C: I work in the Vis Lab, and I’ve worked in the Vis Lab since the beginning of the fall semester of 2016. And this project was done along with the Vis Lab director, Joe Eakin, who is my boss. What we do in the Vis Lab is produce things for the dome- I specifically produce virtual reality content for the Vis Lab. So naturally, when Karen Harpp had this idea and talked to Joe about it, it made sense to include me as the one who actually is doing VR stuff. So I guess it was a coincidence that I’m a Benton and Karen is the director of the Benton program, but it just worked out really nicely in that case.
E: I was just talking to Karen one day about what I was going to be doing over the summer, and I wasn’t really sure what I’d be doing. And she was like, “Hey, there’s this project that we’re working on. Do you like kids?” and I was like, “Yeah sure,” so she was like, “So, we’re working on this project- let me send you a bunch of information about it. Read through it, think about it, and tell me if you’d be interested. We’d love to have you.” Then, I read it, and I thought it was really cool.
How long were you in the Galapagos? How did you like visiting a new country?
C: We were in the Galapagos for ten days including travel time. We spent the rest of the summer living at Colgate and working on the project here.
E: I thought going to the Galapagos was really interesting- I’d never been to a Spanish-speaking country.

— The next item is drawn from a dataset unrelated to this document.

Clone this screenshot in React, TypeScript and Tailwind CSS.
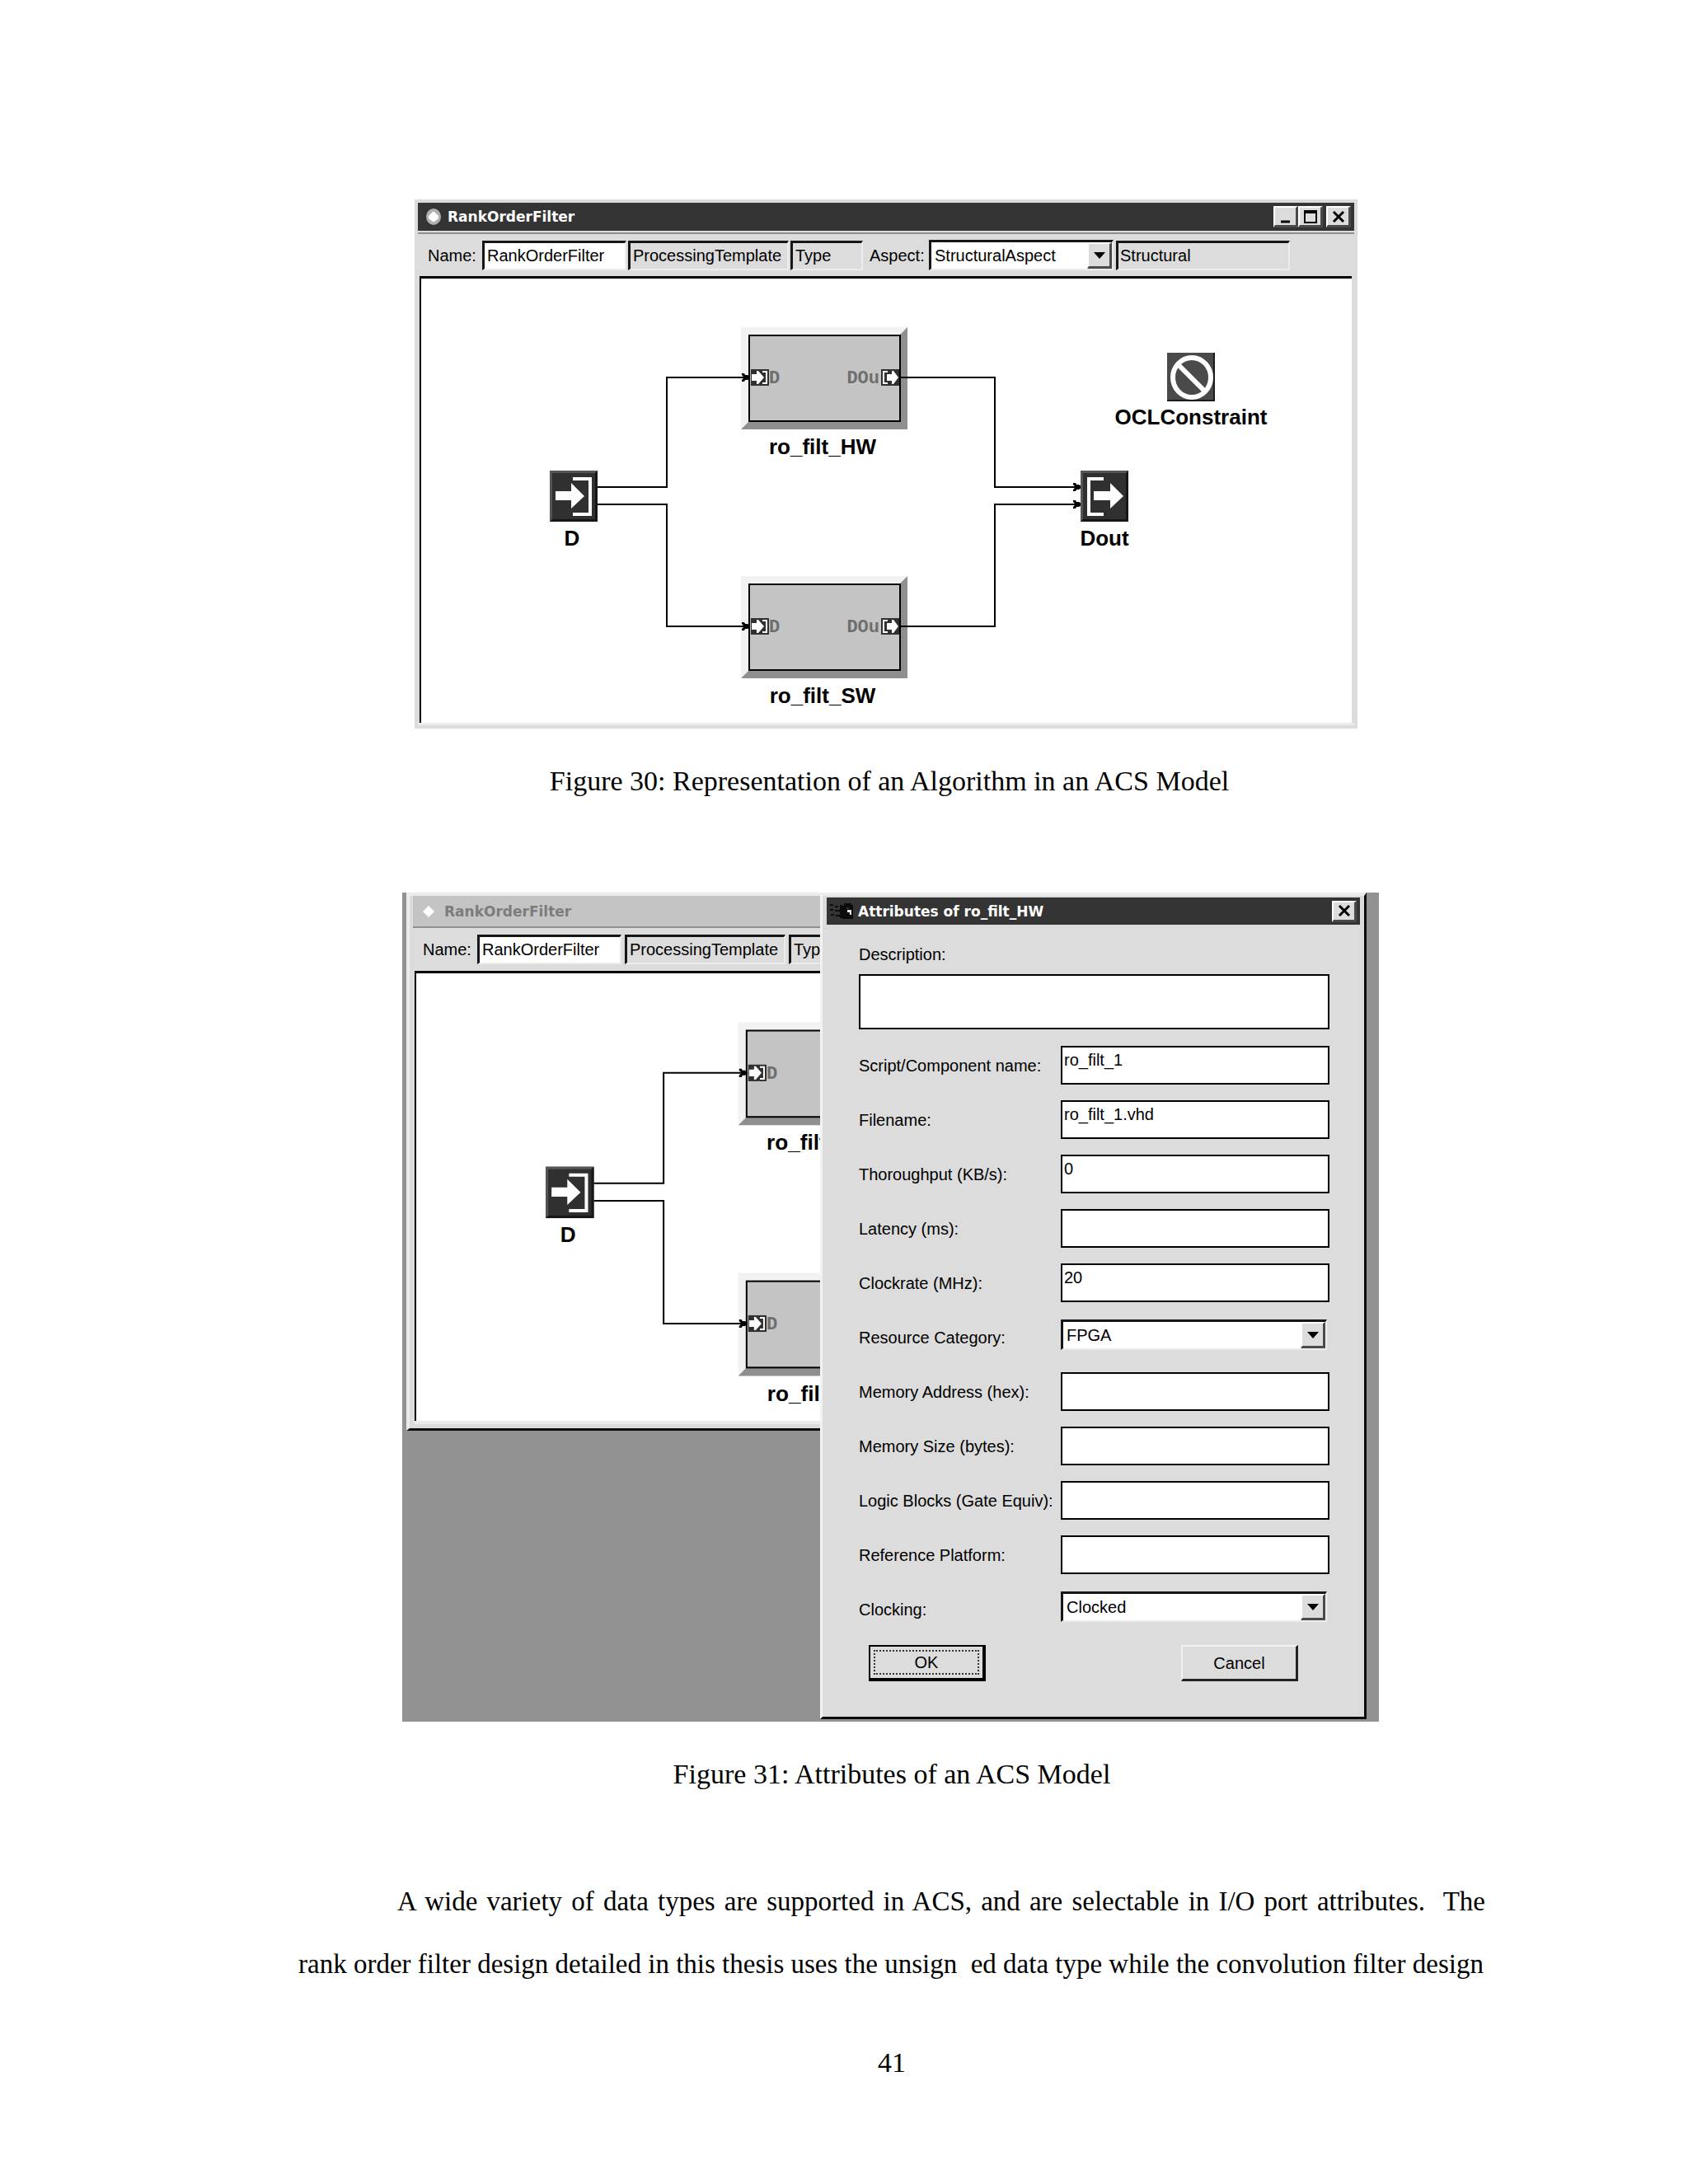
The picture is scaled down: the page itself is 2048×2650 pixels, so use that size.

How did your trip to the Galapagos compare to your trip to Europe with the rest of the Bentons at the beginning of the summer?
E: It’s a very hard comparison. Europe was an academic trip and this was a work trip and they’re very different places.
C: Obviously, the trip to the Galapagos was awesome. But, when you tell people, “Oh, i went to the Galapagos,” they imagine you being on the beach, enjoying the animals, and having a good time all day. But, we were working probably twelve hours a day, if not more. We were waking up at six, filming all day, coming back and cataloguing our footage, and going to bed at 2:00 a.m. It was hard work. We were using two sets of 360 cameras that are six cameras each and they have a huge mount, a huge pole, and a huge weight on the bottom. To get to the volcano, we walked ten miles or something absurd like that, and I would be hauling that thing on my back the whole time. So, I loved going and it was an awesome time, but wasn’t just a fun trip- it was a lot of work all day, every day.
E: And it was rewarding work, so that made it worth it.
So you’re still working on this project this year? Are you making a lot of progress?
C: Yes, we’ve continued to work on it. We had a meeting a few hours ago and another one Tuesday morning. We’ve shifted our focus a little bit to try and speed up progress because we realized progress hasn’t been as good as we’d like it to be during the semester. I’m pretty optimistic that it’ll pick up. The shift is lowering the VR element of it. We’re going to keep the elements of VR that we like and take away the ones we don’t like.
E: So, you’ll still be able to immerse yourself in these different landscapes, but it won’t be 100% of the time. So some of the time, you’ll be doing work on a computer or on your phone screen, and then it’ll prompt you to put on your VR headset and take a look around in the space. So it’ll still incorporate the innovativeness of VR, but it’ll be more manageable.